◆ **TASK DIRECTIONS**:
Gather the lines that hold the string "with".

◆ **LISTED ENTRIES**:
◇ ◇ ◇
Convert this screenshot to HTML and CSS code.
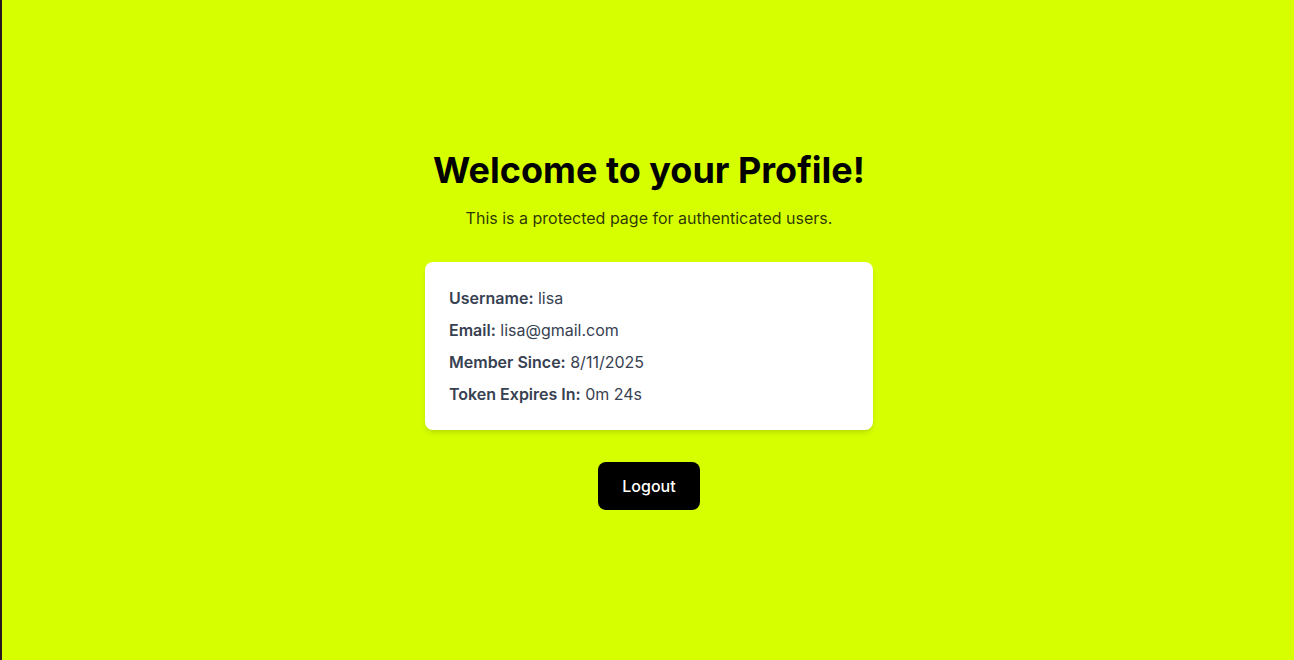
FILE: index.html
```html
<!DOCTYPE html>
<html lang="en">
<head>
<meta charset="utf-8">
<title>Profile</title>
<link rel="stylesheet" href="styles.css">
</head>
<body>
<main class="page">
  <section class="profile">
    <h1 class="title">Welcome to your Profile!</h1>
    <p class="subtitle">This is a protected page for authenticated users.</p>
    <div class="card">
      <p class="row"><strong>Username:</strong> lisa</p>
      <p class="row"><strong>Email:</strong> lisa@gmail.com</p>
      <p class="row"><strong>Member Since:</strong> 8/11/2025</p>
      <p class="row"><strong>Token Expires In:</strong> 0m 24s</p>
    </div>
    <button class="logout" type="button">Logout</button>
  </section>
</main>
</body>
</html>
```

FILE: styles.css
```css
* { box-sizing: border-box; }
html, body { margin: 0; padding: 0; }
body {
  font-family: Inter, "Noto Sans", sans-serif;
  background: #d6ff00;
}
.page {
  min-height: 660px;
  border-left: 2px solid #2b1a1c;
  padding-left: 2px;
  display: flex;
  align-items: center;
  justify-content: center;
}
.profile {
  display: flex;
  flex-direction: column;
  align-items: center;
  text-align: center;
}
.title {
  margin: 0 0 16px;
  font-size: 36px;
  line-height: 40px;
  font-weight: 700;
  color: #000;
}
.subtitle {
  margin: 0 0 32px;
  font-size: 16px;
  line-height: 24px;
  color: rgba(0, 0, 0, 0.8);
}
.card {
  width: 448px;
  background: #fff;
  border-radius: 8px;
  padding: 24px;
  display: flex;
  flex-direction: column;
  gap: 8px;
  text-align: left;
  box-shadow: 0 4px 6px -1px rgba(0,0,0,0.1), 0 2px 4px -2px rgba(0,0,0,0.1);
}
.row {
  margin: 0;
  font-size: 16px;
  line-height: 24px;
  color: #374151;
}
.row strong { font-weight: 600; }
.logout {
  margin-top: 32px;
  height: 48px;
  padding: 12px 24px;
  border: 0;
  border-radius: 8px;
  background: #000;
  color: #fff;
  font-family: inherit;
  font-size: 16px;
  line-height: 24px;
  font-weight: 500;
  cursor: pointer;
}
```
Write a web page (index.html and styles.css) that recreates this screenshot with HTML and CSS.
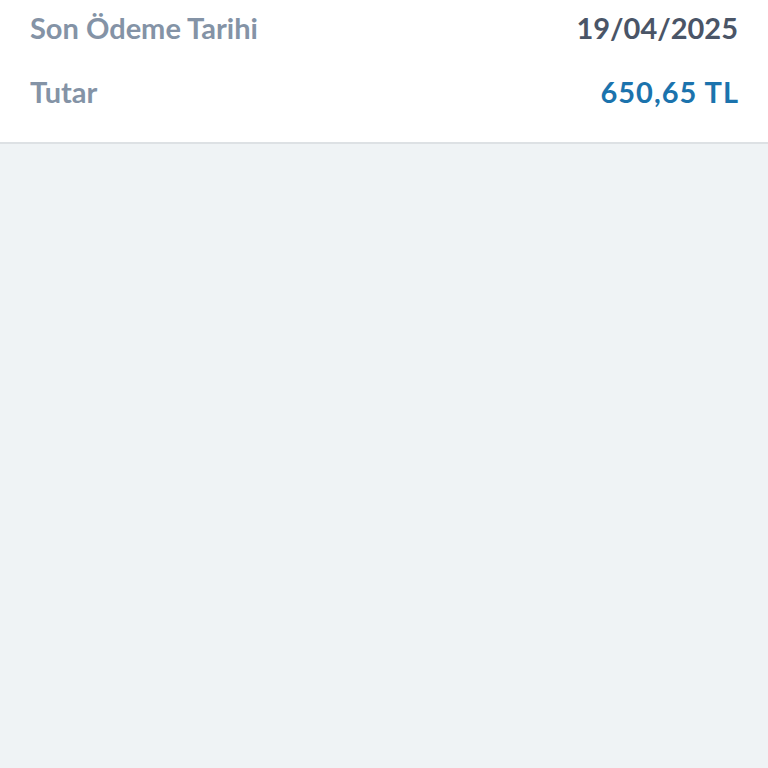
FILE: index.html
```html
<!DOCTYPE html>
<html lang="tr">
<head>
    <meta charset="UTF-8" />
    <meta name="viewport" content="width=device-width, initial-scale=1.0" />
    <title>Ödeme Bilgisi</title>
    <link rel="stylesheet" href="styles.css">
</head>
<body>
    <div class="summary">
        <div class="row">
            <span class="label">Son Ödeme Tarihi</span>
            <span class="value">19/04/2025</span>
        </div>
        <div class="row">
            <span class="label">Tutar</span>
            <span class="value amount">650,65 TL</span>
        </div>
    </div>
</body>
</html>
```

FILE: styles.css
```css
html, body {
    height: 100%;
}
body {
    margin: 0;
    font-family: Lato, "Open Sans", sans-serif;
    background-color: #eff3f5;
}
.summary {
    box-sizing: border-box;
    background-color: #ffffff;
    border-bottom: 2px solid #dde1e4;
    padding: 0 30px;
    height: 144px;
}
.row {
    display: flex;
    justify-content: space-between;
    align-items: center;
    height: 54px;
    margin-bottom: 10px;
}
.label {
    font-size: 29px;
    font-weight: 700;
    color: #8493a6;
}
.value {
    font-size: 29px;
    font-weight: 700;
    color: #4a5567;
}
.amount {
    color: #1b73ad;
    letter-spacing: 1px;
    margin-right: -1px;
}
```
◇ ◇ ◇
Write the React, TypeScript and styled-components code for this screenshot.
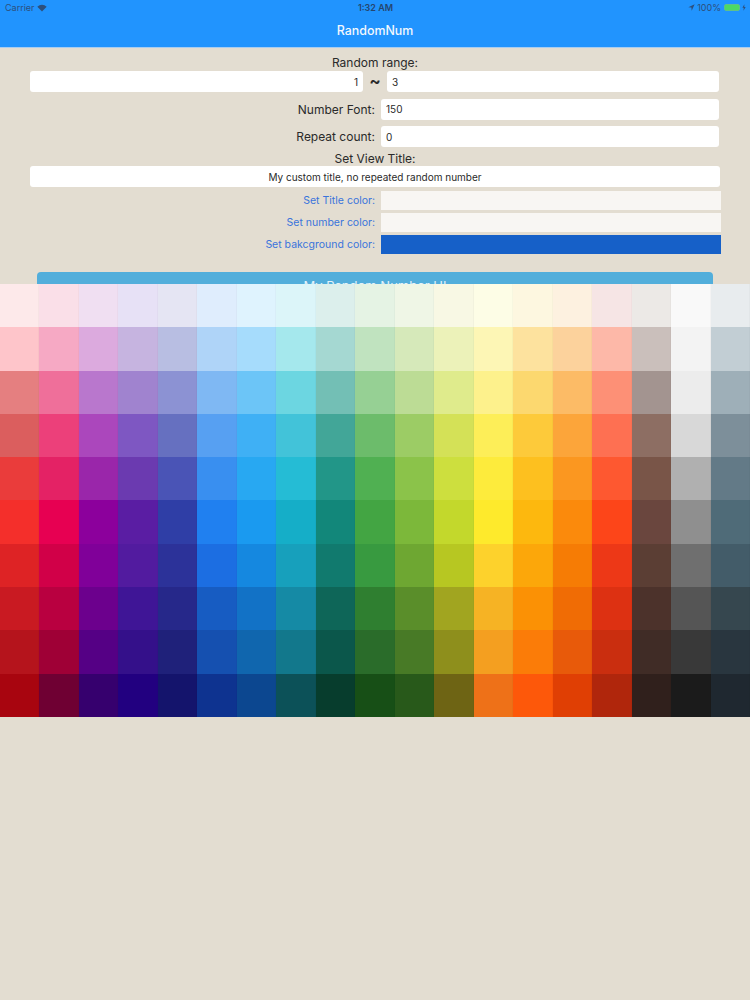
◇ ◇ ◇
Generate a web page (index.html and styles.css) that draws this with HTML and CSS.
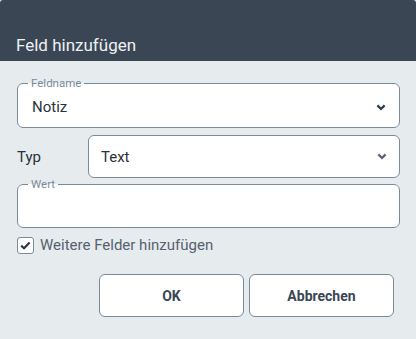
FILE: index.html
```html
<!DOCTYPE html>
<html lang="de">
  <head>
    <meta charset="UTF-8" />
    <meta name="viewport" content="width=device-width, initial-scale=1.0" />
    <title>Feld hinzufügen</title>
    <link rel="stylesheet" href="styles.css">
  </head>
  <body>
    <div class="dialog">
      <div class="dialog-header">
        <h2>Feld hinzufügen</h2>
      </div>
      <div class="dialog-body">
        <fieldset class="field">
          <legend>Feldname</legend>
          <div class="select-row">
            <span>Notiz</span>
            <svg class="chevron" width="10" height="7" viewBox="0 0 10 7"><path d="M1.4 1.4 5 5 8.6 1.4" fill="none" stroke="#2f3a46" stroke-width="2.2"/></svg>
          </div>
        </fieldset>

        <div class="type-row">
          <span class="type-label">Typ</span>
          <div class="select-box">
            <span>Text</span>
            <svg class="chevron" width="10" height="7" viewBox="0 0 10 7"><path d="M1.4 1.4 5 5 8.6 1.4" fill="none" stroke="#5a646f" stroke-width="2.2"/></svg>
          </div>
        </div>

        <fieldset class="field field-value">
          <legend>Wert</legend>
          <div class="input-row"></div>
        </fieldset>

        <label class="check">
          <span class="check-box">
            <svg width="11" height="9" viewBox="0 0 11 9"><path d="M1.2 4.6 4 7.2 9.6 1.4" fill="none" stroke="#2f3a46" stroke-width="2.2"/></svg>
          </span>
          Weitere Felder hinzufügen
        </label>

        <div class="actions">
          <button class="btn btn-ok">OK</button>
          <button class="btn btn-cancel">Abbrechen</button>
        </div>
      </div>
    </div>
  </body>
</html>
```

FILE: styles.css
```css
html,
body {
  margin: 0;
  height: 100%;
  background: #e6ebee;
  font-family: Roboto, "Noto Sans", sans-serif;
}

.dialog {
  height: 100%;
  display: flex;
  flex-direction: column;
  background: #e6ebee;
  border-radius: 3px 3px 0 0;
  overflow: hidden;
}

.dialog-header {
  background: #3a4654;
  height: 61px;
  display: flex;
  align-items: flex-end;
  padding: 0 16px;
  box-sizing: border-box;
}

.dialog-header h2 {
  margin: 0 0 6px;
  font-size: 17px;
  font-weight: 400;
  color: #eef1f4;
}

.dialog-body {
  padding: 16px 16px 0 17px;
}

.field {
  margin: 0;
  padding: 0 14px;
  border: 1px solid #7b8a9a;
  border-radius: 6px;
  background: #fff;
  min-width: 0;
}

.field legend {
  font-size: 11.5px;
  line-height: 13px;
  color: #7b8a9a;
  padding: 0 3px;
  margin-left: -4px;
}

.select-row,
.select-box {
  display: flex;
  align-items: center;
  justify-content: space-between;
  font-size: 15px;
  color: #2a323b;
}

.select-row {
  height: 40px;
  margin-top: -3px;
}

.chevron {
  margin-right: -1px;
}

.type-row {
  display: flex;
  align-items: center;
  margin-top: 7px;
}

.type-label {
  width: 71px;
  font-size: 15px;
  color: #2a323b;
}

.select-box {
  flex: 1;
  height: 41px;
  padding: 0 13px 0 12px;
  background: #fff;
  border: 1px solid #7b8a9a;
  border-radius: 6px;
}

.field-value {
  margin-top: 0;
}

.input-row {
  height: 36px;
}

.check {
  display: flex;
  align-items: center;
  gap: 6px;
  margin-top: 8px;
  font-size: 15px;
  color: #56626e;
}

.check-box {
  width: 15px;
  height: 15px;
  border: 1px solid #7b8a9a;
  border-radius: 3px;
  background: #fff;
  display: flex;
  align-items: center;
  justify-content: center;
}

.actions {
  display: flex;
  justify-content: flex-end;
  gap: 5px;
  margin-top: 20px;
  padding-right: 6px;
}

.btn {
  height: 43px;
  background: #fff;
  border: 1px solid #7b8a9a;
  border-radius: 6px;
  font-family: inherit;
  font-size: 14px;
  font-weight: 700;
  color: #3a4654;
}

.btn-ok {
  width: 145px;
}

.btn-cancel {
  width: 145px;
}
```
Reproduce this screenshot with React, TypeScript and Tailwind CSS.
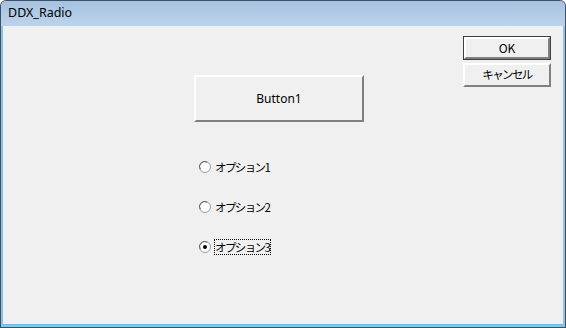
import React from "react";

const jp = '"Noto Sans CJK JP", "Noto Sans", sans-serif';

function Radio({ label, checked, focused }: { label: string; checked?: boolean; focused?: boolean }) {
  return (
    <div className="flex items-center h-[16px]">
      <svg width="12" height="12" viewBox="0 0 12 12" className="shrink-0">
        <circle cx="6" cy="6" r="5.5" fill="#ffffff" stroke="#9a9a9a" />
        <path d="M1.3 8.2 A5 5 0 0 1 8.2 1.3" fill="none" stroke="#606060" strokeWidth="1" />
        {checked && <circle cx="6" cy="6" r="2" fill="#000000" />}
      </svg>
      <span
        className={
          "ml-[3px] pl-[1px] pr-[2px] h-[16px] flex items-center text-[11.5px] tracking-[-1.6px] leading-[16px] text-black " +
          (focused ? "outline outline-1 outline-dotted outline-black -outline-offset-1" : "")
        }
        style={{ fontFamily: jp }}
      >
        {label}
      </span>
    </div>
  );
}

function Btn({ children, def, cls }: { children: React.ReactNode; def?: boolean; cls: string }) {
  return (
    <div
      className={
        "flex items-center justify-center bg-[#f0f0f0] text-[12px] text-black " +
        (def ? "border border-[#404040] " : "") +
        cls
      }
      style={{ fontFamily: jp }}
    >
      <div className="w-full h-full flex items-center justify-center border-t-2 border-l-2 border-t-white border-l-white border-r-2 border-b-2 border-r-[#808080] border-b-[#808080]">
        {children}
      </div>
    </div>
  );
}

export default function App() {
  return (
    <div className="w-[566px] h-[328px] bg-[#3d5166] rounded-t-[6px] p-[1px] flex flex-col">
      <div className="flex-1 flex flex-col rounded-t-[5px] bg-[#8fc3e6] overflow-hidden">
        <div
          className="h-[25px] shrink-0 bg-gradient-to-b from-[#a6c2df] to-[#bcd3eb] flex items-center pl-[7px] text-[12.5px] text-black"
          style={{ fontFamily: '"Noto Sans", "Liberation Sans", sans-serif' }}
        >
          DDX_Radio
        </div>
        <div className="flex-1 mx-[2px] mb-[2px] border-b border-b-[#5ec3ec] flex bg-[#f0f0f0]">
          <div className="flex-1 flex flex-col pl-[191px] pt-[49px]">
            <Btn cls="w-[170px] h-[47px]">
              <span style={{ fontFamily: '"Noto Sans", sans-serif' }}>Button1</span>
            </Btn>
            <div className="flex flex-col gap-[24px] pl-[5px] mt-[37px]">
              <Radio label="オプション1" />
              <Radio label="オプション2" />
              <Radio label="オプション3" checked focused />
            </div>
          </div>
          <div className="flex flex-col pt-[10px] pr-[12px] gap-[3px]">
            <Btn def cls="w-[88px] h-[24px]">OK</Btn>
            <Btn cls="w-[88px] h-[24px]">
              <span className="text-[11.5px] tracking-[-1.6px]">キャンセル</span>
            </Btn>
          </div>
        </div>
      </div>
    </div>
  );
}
◇ ◇ ◇
◆ **THE SOLUTION**:
Write a web page (index.html and styles.css) that recreates this screenshot with HTML and CSS.
Generate a web page (index.html and styles.css) that draws this with HTML and CSS.
Reproduce this screenshot with React, TypeScript and Tailwind CSS.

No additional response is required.